We have rejected petitioners' cash hoard argument in our discussion of section 6501(e)(1) and it requires no further comment.
Petitioners contend, finally, that the accounting firm misclassified certain checks given for insurance and other items in making their computation of partnership income. Petitioner testified in general terms that some checks were misclassified but his general testimony was not supported by any documentation or other corroborating evidence. 8 We do not find petitioner's testimony, standing alone, convincing.
8 In this regard, Mr. Dominguez merely testified as to how his firm originally classified the checks, not as to how they should have been classified.
Petitioners have not carried their burden of showing respondent's deficiency determinations for 1982 and 1983 are erroneous.
Section 6661 Addition to Tax
Section 6661(a), as applicable to the instant case, provides that if there is a substantial understatement of income tax for any taxable year, then 25 percent of the amount attributable to such understatement shall be added to the tax.
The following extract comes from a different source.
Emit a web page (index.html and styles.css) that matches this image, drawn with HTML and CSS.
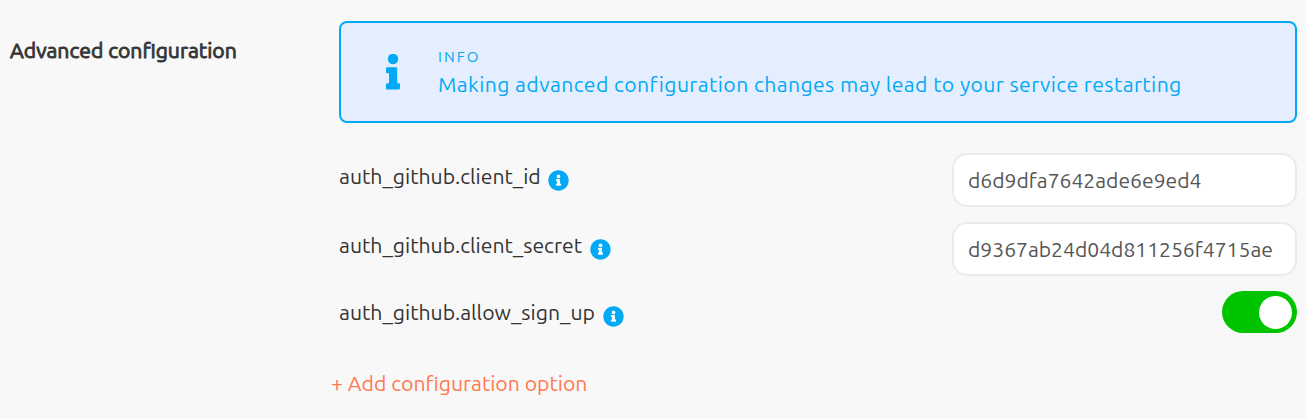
FILE: index.html
```html
<!DOCTYPE html>
<html lang="en">
<head>
<meta charset="utf-8">
<title>Advanced configuration</title>
<link rel="stylesheet" href="styles.css">
</head>
<body>
<svg width="0" height="0" class="sprite" aria-hidden="true">
  <symbol id="info-circle" viewBox="0 0 512 512">
    <path d="M256 8C119 8 8 119 8 256s111 248 248 248 248-111 248-248S393 8 256 8zm0 102a46 46 0 1 1 0 92 46 46 0 0 1 0-92zm62 264c0 7-5 12-12 12H206c-7 0-12-5-12-12v-30c0-7 5-12 12-12h14v-56h-14c-7 0-12-5-12-12v-30c0-7 5-12 12-12h74c7 0 12 5 12 12v98h14c7 0 12 5 12 12v30z"/>
  </symbol>
</svg>
<section class="settings">
  <h2 class="title">Advanced configuration</h2>
  <div class="content">
    <div class="notice">
      <svg class="notice-icon" viewBox="0 0 14 37"><circle cx="7" cy="5" r="5.200"/><path d="M1.200 13.300H10Q11.200 13.300 11.200 14.500V29.300H12.800Q14 29.300 14 30.500V34.300Q14 35.500 12.800 35.500H1.200Q0 35.500 0 34.300V30.500Q0 29.300 1.200 29.300H3V19.300H1.200Q0 19.300 0 18.100V14.500Q0 13.300 1.200 13.300Z"/></svg>
      <div class="notice-body">
        <div class="notice-label">INFO</div>
        <div class="notice-text">Making advanced configuration changes may lead to your service restarting</div>
      </div>
    </div>
    <div class="option">
      <label class="name" for="client-id">auth_github.client_id</label>
      <svg class="help"><use href="#info-circle"/></svg>
      <input class="field" id="client-id" type="text" value="d6d9dfa7642ade6e9ed4">
    </div>
    <div class="option">
      <label class="name" for="client-secret">auth_github.client_secret</label>
      <svg class="help"><use href="#info-circle"/></svg>
      <input class="field" id="client-secret" type="text" value="d9367ab24d04d811256f4715ae">
    </div>
    <div class="option option-toggle">
      <span class="name">auth_github.allow_sign_up</span>
      <svg class="help"><use href="#info-circle"/></svg>
      <span class="toggle" role="switch" aria-checked="true"><span class="knob"></span></span>
    </div>
    <a class="add">+ Add configuration option</a>
  </div>
</section>
</body>
</html>
```
FILE: styles.css
```css
* { box-sizing: border-box; }
body {
  margin: 0;
  background: #f8f8f8;
  color: #333;
  font-family: Ubuntu, "Noto Sans", sans-serif;
  font-size: 21.2px;
  line-height: 28px;
}
.sprite { display: block; }
.settings { display: flex; padding: 21px 9px 0 10px; }
.title {
  width: 329px;
  margin: 16px 0 0;
  font-size: 21.2px;
  line-height: 27px;
  font-weight: 400;
  -webkit-text-stroke: 0.9px #363636;
  white-space: nowrap;
}
.content { flex: 1; min-width: 0; }
.notice {
  display: flex;
  height: 102px;
  margin-bottom: 30px;
  padding: 24px 0 0 45px;
  border: 2px solid #03a9f4;
  border-radius: 8px;
  background: #e5eeff;
  color: #03a9f4;
}
.notice-icon { width: 14px; height: 37px; margin: 7px 38px 0 0; fill: #03a9f4; }
.notice-label { font-size: 15px; line-height: 20px; letter-spacing: 2.1px; }
.notice-text { margin-top: 3px; line-height: 28px; letter-spacing: 0.4px; white-space: nowrap; }
.option { display: flex; align-items: flex-start; height: 54px; margin-bottom: 15px; }
.name { padding-top: 9px; white-space: nowrap; }
.help { width: 21px; height: 21px; margin: 16.5px 0 0 7.7px; fill: #03a9f4; }
.field {
  width: 345px;
  height: 54px;
  margin-left: auto;
  padding: 0 14px;
  border: 2px solid #ebebeb;
  border-radius: 15px;
  background: #fff;
  color: #555;
  font: inherit;
  font-size: 21.1px;
}
.option-toggle { height: 42px; margin-bottom: 36px; }
.option-toggle .name { padding-top: 7px; }
.option-toggle .help { margin-top: 14.5px; }
.toggle {
  display: flex;
  justify-content: flex-end;
  width: 75px;
  height: 42px;
  margin-left: auto;
  padding: 5px;
  border-radius: 21px;
  background: #00c400;
}
.knob { width: 33px; height: 33px; border-radius: 50%; background: #fff; }
.add { display: block; margin-left: -8px; color: #ff7950; white-space: nowrap; }
```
An understatement is substantial if it exceeds the greater of 10 percent of the tax required to be shown on the return or $5,000. Sec. 6661(b)(1)(A).
The amount of an understatement is reduced if the taxpayer has substantial authority for the reported tax treatment, or if the taxpayer adequately discloses the relevant facts in the return or in a statement attached to the return. Sec. 6661(b)(2)(B). Petitioners do not argue for a reduction in the understatements on either of these grounds. Petitioners instead argue that there were no understatements for the years at issue and, even if there were, that petitioners acted in good faith.
We have concluded above that there were indeed understatements for 1982 and 1983, and we here conclude that these understatements were substantial within the meaning of section 6661(b)(1)(A). We therefore turn to petitioners' alternative contention.
The statute provides that the Secretary may waive all or part of this addition to tax on a showing by the taxpayer that there was reasonable cause for the understatement and that the taxpayer acted in good faith. Sec. 6661(c). Petitioners in effect ask the Court to waive the section 6661 addition. That authority, however, rests with the Secretary of the Treasury or his delegate, not with this Court. See sec. 1.6661-6(a), Income Tax Regs. We are only empowered to decide whether there has been an abuse of discretion. Mailman v. Commissioner [Dec. 45,218], 91 T.C. 1079, 1084 (1988).
The petition in this case does not allege that respondent rejected a requested waiver, nor does the trial record suggest any such request or response. Petitioners have provided us with no foundation to which we could apply the appropriate standard of judicial review. In any event, given the facts discussed above in connection with the 6-year statute of limitations, we do not think there was an abuse of discretion. Respondent's 1982 and 1983 determinations regarding section 6661 are sustained.
To reflect the foregoing,
Decision will be entered under Rule 155.